** Start DATA TO USE **

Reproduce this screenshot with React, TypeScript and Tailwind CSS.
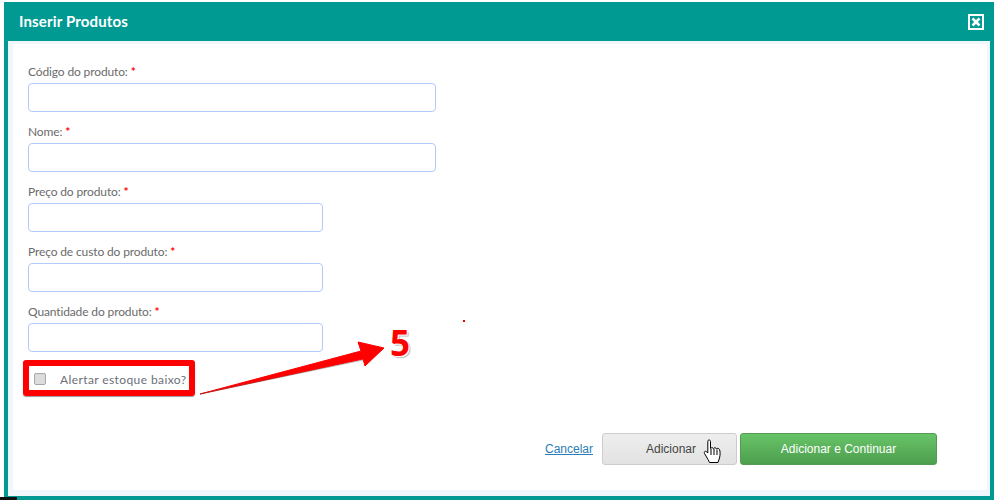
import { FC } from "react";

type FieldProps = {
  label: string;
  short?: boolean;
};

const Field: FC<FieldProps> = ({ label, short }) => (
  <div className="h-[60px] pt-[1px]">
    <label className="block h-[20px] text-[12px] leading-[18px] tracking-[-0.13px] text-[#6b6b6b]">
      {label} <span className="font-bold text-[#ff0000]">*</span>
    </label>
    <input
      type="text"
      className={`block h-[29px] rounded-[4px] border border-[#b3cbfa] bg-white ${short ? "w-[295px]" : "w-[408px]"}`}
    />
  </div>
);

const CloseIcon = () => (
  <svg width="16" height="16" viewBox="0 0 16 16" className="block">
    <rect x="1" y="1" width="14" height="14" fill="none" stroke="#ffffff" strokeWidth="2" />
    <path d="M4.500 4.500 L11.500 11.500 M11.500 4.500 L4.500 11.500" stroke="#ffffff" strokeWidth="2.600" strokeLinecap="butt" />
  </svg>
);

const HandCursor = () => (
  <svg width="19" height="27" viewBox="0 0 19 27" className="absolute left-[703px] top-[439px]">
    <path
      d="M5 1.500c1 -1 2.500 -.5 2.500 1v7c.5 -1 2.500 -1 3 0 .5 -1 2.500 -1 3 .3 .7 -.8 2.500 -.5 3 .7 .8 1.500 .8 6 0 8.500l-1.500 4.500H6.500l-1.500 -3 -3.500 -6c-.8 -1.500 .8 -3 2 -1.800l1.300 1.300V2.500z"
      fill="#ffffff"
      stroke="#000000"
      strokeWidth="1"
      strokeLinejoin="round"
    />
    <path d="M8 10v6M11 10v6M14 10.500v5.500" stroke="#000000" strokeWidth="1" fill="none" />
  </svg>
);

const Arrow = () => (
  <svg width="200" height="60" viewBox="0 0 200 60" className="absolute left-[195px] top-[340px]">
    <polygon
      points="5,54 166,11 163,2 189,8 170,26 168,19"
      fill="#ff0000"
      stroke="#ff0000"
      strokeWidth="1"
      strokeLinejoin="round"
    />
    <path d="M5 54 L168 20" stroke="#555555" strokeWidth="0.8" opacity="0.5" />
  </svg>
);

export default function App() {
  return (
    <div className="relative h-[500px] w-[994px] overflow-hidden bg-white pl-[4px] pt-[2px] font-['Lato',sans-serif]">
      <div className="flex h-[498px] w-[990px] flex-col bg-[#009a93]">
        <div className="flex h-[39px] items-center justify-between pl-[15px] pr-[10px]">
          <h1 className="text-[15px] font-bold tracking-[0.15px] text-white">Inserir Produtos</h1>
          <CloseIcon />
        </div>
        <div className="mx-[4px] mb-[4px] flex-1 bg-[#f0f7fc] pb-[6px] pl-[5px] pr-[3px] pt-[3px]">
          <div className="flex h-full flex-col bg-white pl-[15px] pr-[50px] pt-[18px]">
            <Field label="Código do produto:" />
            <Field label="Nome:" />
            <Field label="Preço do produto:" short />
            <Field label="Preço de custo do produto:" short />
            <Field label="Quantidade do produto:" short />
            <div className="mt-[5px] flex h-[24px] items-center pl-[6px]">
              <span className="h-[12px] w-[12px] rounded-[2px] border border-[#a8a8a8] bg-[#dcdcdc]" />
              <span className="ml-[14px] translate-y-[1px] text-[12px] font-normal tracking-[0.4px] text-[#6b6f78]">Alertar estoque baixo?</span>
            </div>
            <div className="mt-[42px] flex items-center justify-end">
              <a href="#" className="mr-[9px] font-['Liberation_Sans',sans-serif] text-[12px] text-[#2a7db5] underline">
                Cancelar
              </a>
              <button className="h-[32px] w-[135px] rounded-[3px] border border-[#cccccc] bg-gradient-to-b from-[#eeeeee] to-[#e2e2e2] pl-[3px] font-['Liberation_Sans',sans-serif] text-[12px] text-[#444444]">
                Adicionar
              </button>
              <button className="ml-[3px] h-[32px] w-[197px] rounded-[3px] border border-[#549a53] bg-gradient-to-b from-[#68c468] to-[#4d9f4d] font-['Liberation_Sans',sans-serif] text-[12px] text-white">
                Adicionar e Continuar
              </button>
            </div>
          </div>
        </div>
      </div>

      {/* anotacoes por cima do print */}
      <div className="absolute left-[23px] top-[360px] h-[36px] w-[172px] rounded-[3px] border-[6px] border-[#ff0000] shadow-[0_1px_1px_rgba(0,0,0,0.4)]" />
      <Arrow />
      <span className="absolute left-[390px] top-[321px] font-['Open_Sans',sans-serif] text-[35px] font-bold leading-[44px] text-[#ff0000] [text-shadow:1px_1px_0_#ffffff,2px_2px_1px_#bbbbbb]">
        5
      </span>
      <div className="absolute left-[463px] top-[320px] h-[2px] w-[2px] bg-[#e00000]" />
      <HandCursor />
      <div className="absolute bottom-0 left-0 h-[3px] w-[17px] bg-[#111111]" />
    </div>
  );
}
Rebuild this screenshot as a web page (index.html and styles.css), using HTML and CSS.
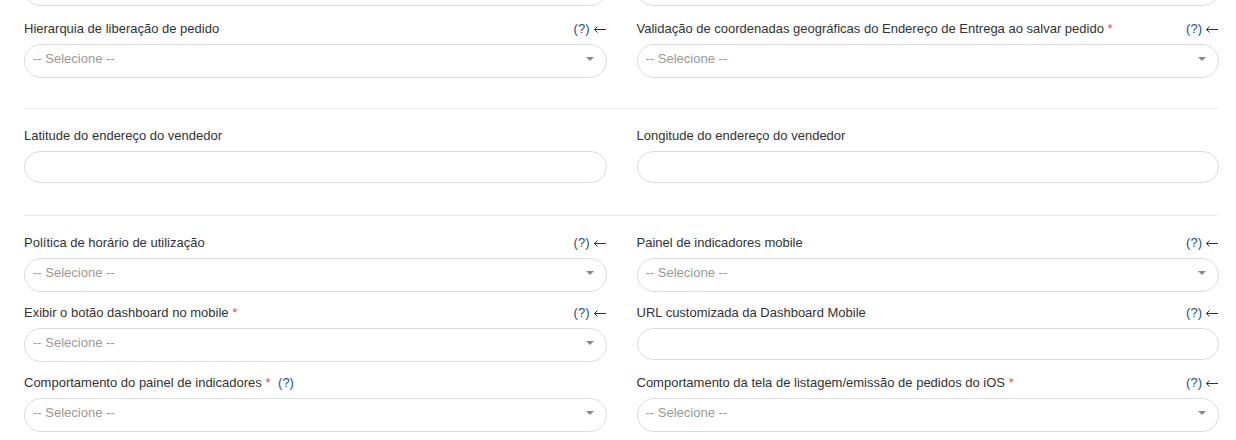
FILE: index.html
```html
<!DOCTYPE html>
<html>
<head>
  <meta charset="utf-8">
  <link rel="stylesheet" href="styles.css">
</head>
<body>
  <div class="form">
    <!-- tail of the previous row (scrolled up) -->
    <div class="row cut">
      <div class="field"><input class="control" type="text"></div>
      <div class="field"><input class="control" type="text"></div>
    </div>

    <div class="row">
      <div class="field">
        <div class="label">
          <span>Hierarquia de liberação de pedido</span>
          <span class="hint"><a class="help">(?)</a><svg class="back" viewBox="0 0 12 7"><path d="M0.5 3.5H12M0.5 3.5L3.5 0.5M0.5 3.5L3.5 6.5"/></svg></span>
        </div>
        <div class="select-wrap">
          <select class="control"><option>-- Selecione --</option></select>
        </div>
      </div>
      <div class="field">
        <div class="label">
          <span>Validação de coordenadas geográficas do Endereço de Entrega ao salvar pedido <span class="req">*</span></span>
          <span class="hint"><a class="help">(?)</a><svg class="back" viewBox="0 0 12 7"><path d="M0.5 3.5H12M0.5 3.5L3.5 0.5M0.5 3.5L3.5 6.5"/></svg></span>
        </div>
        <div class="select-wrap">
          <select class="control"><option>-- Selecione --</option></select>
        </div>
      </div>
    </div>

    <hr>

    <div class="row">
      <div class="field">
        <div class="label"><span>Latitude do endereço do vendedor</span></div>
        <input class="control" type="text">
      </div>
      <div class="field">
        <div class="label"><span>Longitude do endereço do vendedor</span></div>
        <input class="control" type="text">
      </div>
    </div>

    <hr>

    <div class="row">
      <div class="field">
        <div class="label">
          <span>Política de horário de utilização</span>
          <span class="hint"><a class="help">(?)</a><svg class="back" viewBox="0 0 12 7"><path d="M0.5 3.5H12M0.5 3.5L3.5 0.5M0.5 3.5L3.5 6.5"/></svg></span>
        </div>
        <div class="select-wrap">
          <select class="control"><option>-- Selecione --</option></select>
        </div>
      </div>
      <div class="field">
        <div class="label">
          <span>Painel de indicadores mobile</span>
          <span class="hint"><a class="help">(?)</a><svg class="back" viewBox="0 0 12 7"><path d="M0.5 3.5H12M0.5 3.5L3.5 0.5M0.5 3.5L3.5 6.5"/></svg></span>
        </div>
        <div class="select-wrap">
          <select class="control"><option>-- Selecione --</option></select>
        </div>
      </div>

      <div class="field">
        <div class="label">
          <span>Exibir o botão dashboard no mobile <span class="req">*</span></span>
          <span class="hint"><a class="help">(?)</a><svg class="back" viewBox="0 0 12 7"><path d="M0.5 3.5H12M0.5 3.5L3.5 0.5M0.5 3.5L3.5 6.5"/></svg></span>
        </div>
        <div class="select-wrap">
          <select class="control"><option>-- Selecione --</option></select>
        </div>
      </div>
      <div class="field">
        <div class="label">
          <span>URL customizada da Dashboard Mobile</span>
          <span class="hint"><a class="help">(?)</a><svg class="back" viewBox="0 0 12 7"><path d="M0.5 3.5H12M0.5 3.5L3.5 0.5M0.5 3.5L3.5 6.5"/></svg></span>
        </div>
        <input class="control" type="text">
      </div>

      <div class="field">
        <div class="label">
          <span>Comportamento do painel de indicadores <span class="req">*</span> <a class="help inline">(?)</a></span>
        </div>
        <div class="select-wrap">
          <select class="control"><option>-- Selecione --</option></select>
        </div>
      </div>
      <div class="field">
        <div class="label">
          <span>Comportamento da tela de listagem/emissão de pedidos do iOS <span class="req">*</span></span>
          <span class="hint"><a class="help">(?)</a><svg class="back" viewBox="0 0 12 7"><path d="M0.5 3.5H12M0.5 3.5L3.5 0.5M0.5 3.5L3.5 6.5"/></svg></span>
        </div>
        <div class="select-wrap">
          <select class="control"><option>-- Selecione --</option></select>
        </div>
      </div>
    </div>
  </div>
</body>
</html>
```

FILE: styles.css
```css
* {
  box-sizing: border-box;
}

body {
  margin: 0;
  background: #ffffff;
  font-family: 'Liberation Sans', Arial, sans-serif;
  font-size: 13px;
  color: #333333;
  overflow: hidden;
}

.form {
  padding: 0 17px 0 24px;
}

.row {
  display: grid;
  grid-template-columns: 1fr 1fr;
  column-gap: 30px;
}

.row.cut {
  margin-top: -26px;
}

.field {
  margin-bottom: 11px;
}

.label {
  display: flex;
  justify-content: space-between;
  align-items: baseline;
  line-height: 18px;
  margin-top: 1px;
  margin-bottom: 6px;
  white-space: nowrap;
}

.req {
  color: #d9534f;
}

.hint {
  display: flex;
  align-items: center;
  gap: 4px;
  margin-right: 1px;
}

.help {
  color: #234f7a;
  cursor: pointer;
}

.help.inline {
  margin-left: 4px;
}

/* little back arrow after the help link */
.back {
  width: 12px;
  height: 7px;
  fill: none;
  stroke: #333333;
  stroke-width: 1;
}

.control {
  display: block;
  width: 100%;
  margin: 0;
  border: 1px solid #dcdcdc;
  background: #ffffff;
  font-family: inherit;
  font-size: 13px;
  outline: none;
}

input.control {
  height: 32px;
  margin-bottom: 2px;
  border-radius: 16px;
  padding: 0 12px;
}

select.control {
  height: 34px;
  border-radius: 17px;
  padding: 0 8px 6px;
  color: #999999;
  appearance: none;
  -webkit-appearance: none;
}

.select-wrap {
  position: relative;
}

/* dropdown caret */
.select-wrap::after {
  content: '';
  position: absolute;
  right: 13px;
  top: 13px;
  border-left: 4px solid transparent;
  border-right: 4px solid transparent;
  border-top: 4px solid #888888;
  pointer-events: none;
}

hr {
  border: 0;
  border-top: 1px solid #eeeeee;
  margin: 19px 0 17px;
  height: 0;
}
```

** End DATA TO USE **

Scan the material above for the word "index". Copy each line where it occurs.

◆ **ANSWER TO THIS PROBLEM**
Rebuild this screenshot as a web page (index.html and styles.css), using HTML and CSS.
FILE: index.html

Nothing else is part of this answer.